The players, meanwhile, are strangely subservient. Tiger Woods is stalked by cloying battalions of well-wishers, but it is Hootie Johnson, the club chairman, who is the most powerful man here. Rules abound, but no one cares. No flasks, no coolers, no bags larger than ten inches high by five inches wide by five inches deep. No folding armchairs, no rigid-type chairs, no stools. It is a place to stand up and count your lucky stars that you are here.
Frank Chirkinian, the CBS sports producer, once said: “Nothing ever happens at Augusta. Dogs don’t bark and babies don’t cry. They wouldn’t dare.” It was no throwaway remark. His CBS colleague, Gary McCord, was not invited back after he called the fast greens bikini-waxed in 1994. This year it has taken an institution such as Jack Nicklaus to criticise the changes to another institution. For some, adding yards to Augusta is like giving Nicklaus hair extensions.
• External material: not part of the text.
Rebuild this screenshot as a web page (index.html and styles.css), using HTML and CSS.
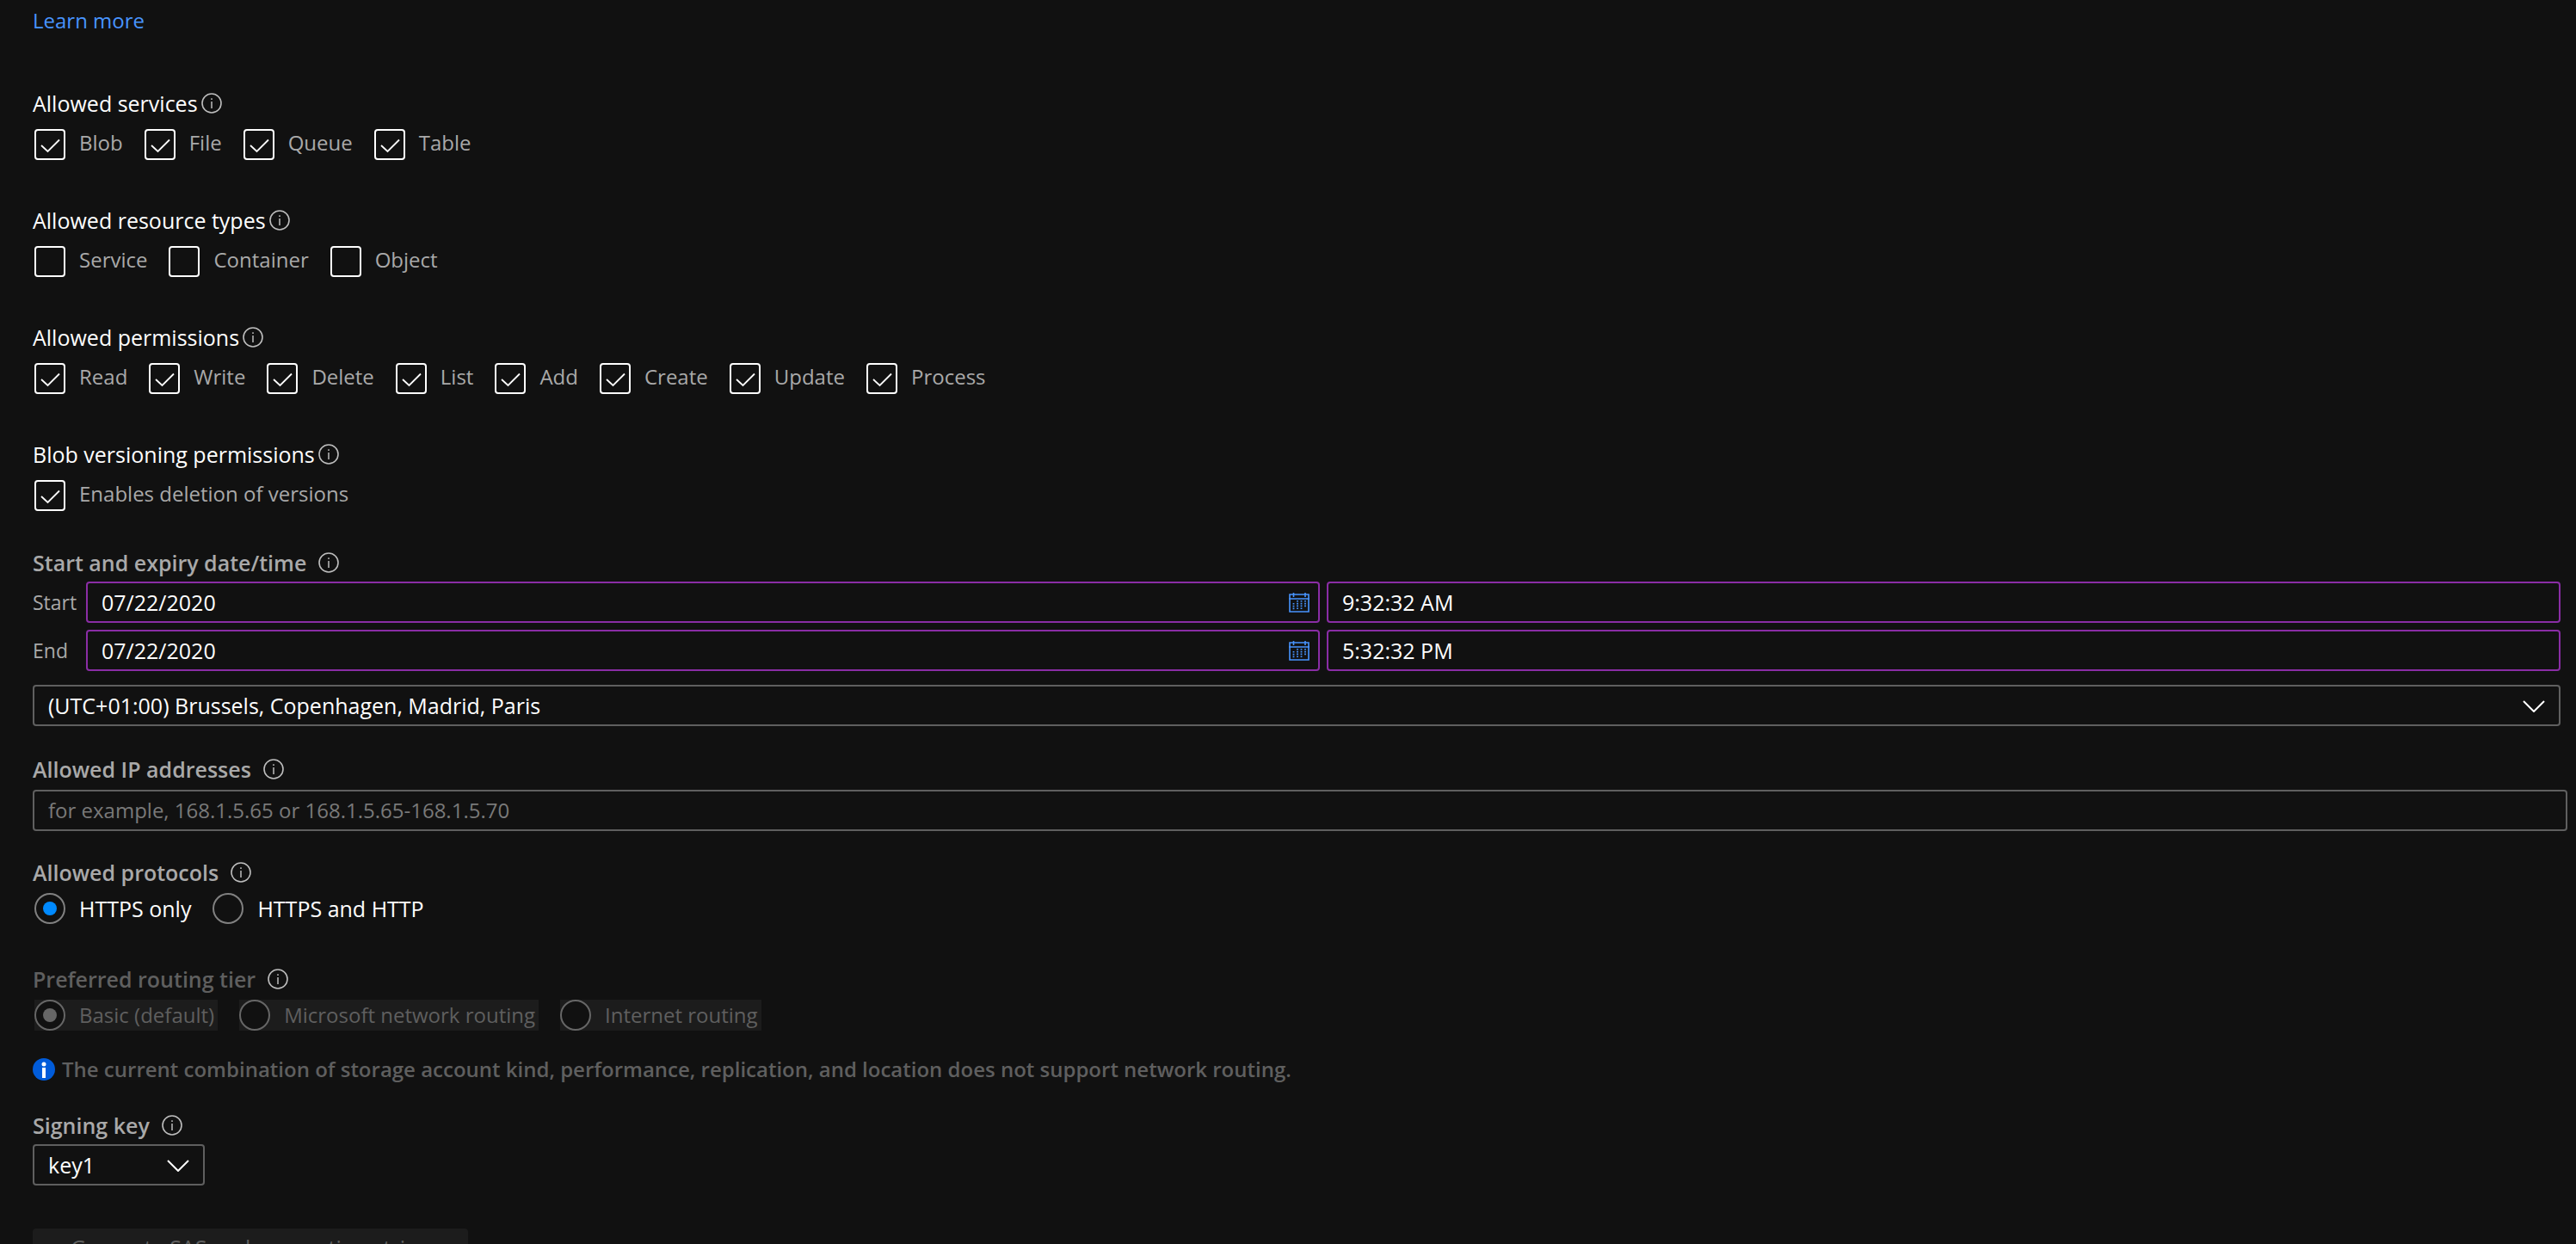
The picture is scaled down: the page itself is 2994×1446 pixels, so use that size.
FILE: index.html
```html
<!DOCTYPE html>
<html lang="en">
<head>
<meta charset="utf-8">
<title>Shared access signature</title>
<link rel="stylesheet" href="styles.css">
</head>
<body>
<svg class="sprite" aria-hidden="true">
  <symbol id="info" viewBox="0 0 24 24">
    <circle cx="12" cy="12" r="11" fill="none" stroke="currentColor" stroke-width="1.6"/>
    <path d="M12 10v8M12 6.2v1.8" fill="none" stroke="currentColor" stroke-width="1.5"/>
  </symbol>
  <symbol id="calendar" viewBox="0 0 24 24">
    <path d="M1 3h22v20H1zM0 8h24" fill="none" stroke="currentColor" stroke-width="1.6"/>
    <path d="M5.500 1v5M19 1v5" fill="none" stroke="currentColor" stroke-width="1.6"/>
    <path d="M5.500 13v8M10 10v11M14.500 10v11M19 10v8" fill="none" stroke="currentColor" stroke-width="1.8" stroke-dasharray="1.6 1.2"/>
  </symbol>
  <symbol id="chevron" viewBox="0 0 26 14">
    <path d="M1 1l12 12L25 1" fill="none" stroke="currentColor" stroke-width="2"/>
  </symbol>
</svg>
<main class="page">
  <a class="learn" href="#">Learn more</a>
  <form class="form">
    <fieldset class="group">
      <legend class="title">Allowed services <svg class="info"><use href="#info"/></svg></legend>
      <div class="options">
        <label class="option"><input class="check" type="checkbox" checked><span>Blob</span></label>
        <label class="option"><input class="check" type="checkbox" checked><span>File</span></label>
        <label class="option"><input class="check" type="checkbox" checked><span>Queue</span></label>
        <label class="option"><input class="check" type="checkbox" checked><span>Table</span></label>
      </div>
    </fieldset>
    <fieldset class="group">
      <legend class="title">Allowed resource types <svg class="info"><use href="#info"/></svg></legend>
      <div class="options">
        <label class="option"><input class="check" type="checkbox"><span>Service</span></label>
        <label class="option"><input class="check" type="checkbox"><span>Container</span></label>
        <label class="option"><input class="check" type="checkbox"><span>Object</span></label>
      </div>
    </fieldset>
    <fieldset class="group">
      <legend class="title">Allowed permissions <svg class="info"><use href="#info"/></svg></legend>
      <div class="options">
        <label class="option"><input class="check" type="checkbox" checked><span>Read</span></label>
        <label class="option"><input class="check" type="checkbox" checked><span>Write</span></label>
        <label class="option"><input class="check" type="checkbox" checked><span>Delete</span></label>
        <label class="option"><input class="check" type="checkbox" checked><span>List</span></label>
        <label class="option"><input class="check" type="checkbox" checked><span>Add</span></label>
        <label class="option"><input class="check" type="checkbox" checked><span>Create</span></label>
        <label class="option"><input class="check" type="checkbox" checked><span>Update</span></label>
        <label class="option"><input class="check" type="checkbox" checked><span>Process</span></label>
      </div>
    </fieldset>
    <fieldset class="group">
      <legend class="title">Blob versioning permissions <svg class="info"><use href="#info"/></svg></legend>
      <div class="options">
        <label class="option"><input class="check" type="checkbox" checked><span>Enables deletion of versions</span></label>
      </div>
    </fieldset>

    <fieldset class="dates">
      <legend class="title strong">Start and expiry date/time <svg class="info"><use href="#info"/></svg></legend>
      <div class="date-row">
        <label class="date-label" for="start">Start</label>
        <div class="date-box"><input class="field edited" id="start" type="text" value="07/22/2020"><svg class="calendar"><use href="#calendar"/></svg></div>
        <input class="field edited" type="text" value="9:32:32 AM" aria-label="Start time">
      </div>
      <div class="date-row">
        <label class="date-label" for="end">End</label>
        <div class="date-box"><input class="field edited" id="end" type="text" value="07/22/2020"><svg class="calendar"><use href="#calendar"/></svg></div>
        <input class="field edited" type="text" value="5:32:32 PM" aria-label="End time">
      </div>
      <div class="select-box zone">
        <select class="field" aria-label="Time zone"><option>(UTC+01:00) Brussels, Copenhagen, Madrid, Paris</option></select>
        <svg class="chevron"><use href="#chevron"/></svg>
      </div>
    </fieldset>

    <div class="addresses">
      <label class="title strong" for="ip">Allowed IP addresses <svg class="info"><use href="#info"/></svg></label>
      <input class="field" id="ip" type="text" placeholder="for example, 168.1.5.65 or 168.1.5.65-168.1.5.70">
    </div>

    <fieldset class="protocols">
      <legend class="title strong">Allowed protocols <svg class="info"><use href="#info"/></svg></legend>
      <div class="options">
        <label class="option bright"><input class="radio" type="radio" name="protocol" checked><span>HTTPS only</span></label>
        <label class="option bright"><input class="radio" type="radio" name="protocol"><span>HTTPS and HTTP</span></label>
      </div>
    </fieldset>

    <fieldset class="routing" disabled>
      <legend class="title strong"><span class="muted">Preferred routing tier</span> <svg class="info"><use href="#info"/></svg></legend>
      <div class="options">
        <label class="option off"><input class="radio" type="radio" name="routing" checked><span>Basic (default)</span></label>
        <label class="option off"><input class="radio" type="radio" name="routing"><span>Microsoft network routing</span></label>
        <label class="option off"><input class="radio" type="radio" name="routing"><span>Internet routing</span></label>
      </div>
    </fieldset>

    <p class="notice">
      <svg class="notice-icon" viewBox="0 0 26 26"><circle cx="13" cy="13" r="13" fill="#015cda"/><circle cx="13" cy="7" r="2.500" fill="#fff"/><path d="M11 11h4v12h-4z" fill="#fff"/></svg>
      The current combination of storage account kind, performance, replication, and location does not support network routing.
    </p>

    <div class="signing">
      <label class="title strong" for="key">Signing key <svg class="info"><use href="#info"/></svg></label>
      <div class="select-box key">
        <select class="field" id="key"><option>key1</option></select>
        <svg class="chevron"><use href="#chevron"/></svg>
      </div>
    </div>

    <button class="generate" type="button" disabled>Generate SAS and connection string</button>
  </form>
</main>
</body>
</html>
```
FILE: styles.css
```css
* { box-sizing: border-box; }

body {
  margin: 0;
  background: #111;
  color: #fff;
  font: 25px/36px "Segoe UI", "Open Sans", "Noto Sans", sans-serif;
}

.sprite { display: none; }

.page {
  height: 100vh;
  overflow: hidden;
  padding: 6px 10px 0 38px;
}

.learn {
  display: block;
  width: max-content;
  color: #4894fe;
  font-size: 24px;
  text-decoration: none;
}

.form { display: flex; flex-direction: column; padding-top: 60px; }

fieldset { margin: 0; padding: 0; border: 0; min-width: 0; }

.title {
  display: flex;
  align-items: center;
  gap: 4px;
  padding: 0;
  height: 36px;
}

.title.strong { gap: 14px; font-weight: 600; color: #a9a9a9; }
.muted { color: #5f5f5f; }

.info { width: 24px; height: 24px; color: #bdbdbd; flex: none; }

.group { margin-bottom: 52px; }
.group .options { margin-top: 12px; }
.group .option span { padding-bottom: 4px; }

.options { display: flex; gap: 25px; padding-left: 2px; }

.option {
  display: flex;
  align-items: center;
  gap: 16px;
  height: 36px;
  color: #a9a9a9;
  font-size: 24px;
}

.option.bright { color: #fff; font-size: 25px; }
.option.off { background: #1c1c1c; color: #5f5f5f; padding-right: 4px; }

.check, .radio {
  appearance: none;
  flex: none;
  width: 36px;
  height: 36px;
  margin: 0;
  background: #111;
}

.check { border: 2px solid #fff; border-radius: 4px; }

.check:checked {
  background: url("data:image/svg+xml,%3Csvg xmlns='http://www.w3.org/2000/svg' viewBox='0 0 32 32'%3E%3Cpath d='M6 17l7.5 7L27 10.500' fill='none' stroke='white' stroke-width='1.8'/%3E%3C/svg%3E") center / 32px 32px no-repeat;
}

.radio {
  display: grid;
  place-items: center;
  border: 2px solid #808080;
  border-radius: 50%;
}

.radio:checked::before {
  content: "";
  width: 16px;
  height: 16px;
  border-radius: 50%;
  background: #008aff;
}

.radio:disabled { border-color: #666; }
.radio:disabled::before { background: #666; }

.field {
  display: block;
  appearance: none;
  width: 100%;
  height: 48px;
  margin: 0;
  padding: 0 16px;
  border: 2px solid #5f5f5f;
  border-radius: 4px;
  background: #111;
  color: #fff;
  font: inherit;
}

.field::placeholder { color: #797979; opacity: 1; }
.field.edited { border-color: #8a2da5; }

.dates { margin: -10px 8px 32px 0; }

.date-row {
  display: grid;
  grid-template-columns: 54px 1fr 1fr;
  gap: 8px;
  align-items: center;
  margin-top: 8px;
}

.dates .title + .date-row { margin-top: 4px; }
.date-label { color: #a9a9a9; font-size: 23px; }

.date-box, .select-box { position: relative; }

.calendar {
  position: absolute;
  top: 12px;
  right: 12px;
  width: 24px;
  height: 24px;
  color: #4894fe;
}

.chevron {
  position: absolute;
  top: 18px;
  right: 18px;
  width: 26px;
  height: 14px;
  pointer-events: none;
}

.zone { margin-top: 16px; }

.addresses { margin-bottom: 30px; }
.addresses .field { padding-bottom: 2px; font-size: 24px; }
.addresses .title, .protocols .title, .routing .title { margin-bottom: 6px; }

.protocols { margin-bottom: 46px; }

.routing { margin-bottom: 27px; }

.notice {
  display: flex;
  align-items: center;
  gap: 8px;
  margin: 0 0 29px;
  color: #5f5f5f;
  font-size: 24px;
  font-weight: 600;
}

.notice-icon { width: 26px; height: 26px; flex: none; }

.signing .title { margin-bottom: 4px; }
.key { width: 200px; }

.generate {
  align-self: flex-start;
  height: 44px;
  margin-top: 50px;
  padding: 0 44px;
  border: 0;
  border-radius: 4px;
  background: #1c1c1c;
  color: #5f5f5f;
  font: inherit;
}
```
Incongruities abound in this part of Georgia, the sheriff’s department being situated next door to the Augusta Pain Centre for a start. There are palatial whitewashed southern mansions and tacky fast-food burger joints. Someone outside the cemetery recommends the Laurel and Hardy museum — die laughing, perhaps. The biggest curiosity of all, though, is that this most exclusive of golf clubs is public property.
Everyone loves Augusta and wants a part of it. Greg Norman imploding against Nick Faldo in 1996 is burnt on the brain. So, too, the Ursa Major when a supposedly washed-up Nicklaus patented romance by winning at 46 in 1986. Interviews take place under the old oak tree. Both the law and the lores are seductive.
Augusta has come in for plenty of flak down the years over matters such as race and gender, but it truly is special. To abridge Mark Twain, it is a good walk. The setting is idyllic, the holes horrific to club players. The massed fans at Amen Corner during the practice rounds are there partly to laud the players and partly to indulge in car-crash golf. The Tuesday cheers shame Sunday afternoon crowds elsewhere.
The exclusivity is part of this appeal. The British equivalent is Wimbledon. Its no-frills clothing policy has often been dismissed as anachronistic and famously came under threat when a young Andre Agassi was dressing as a colour-blind skateboarder. When this hirsute Stig of the Dump turned up in Persil whites, it drew gasps. Rules ruled there, as they do here.
So three cheers for Mayfair. If watching him is the best day of your life, it may make the cynical wonder whether Bobby Jones, the man who started all this, was exaggerating when he said that golf is played on a five-inch course, “the distance between your ears”.
But this is Augusta. It remains aspirational and inspirational. You will never be a member, but this is golf for the common man. And bad parents.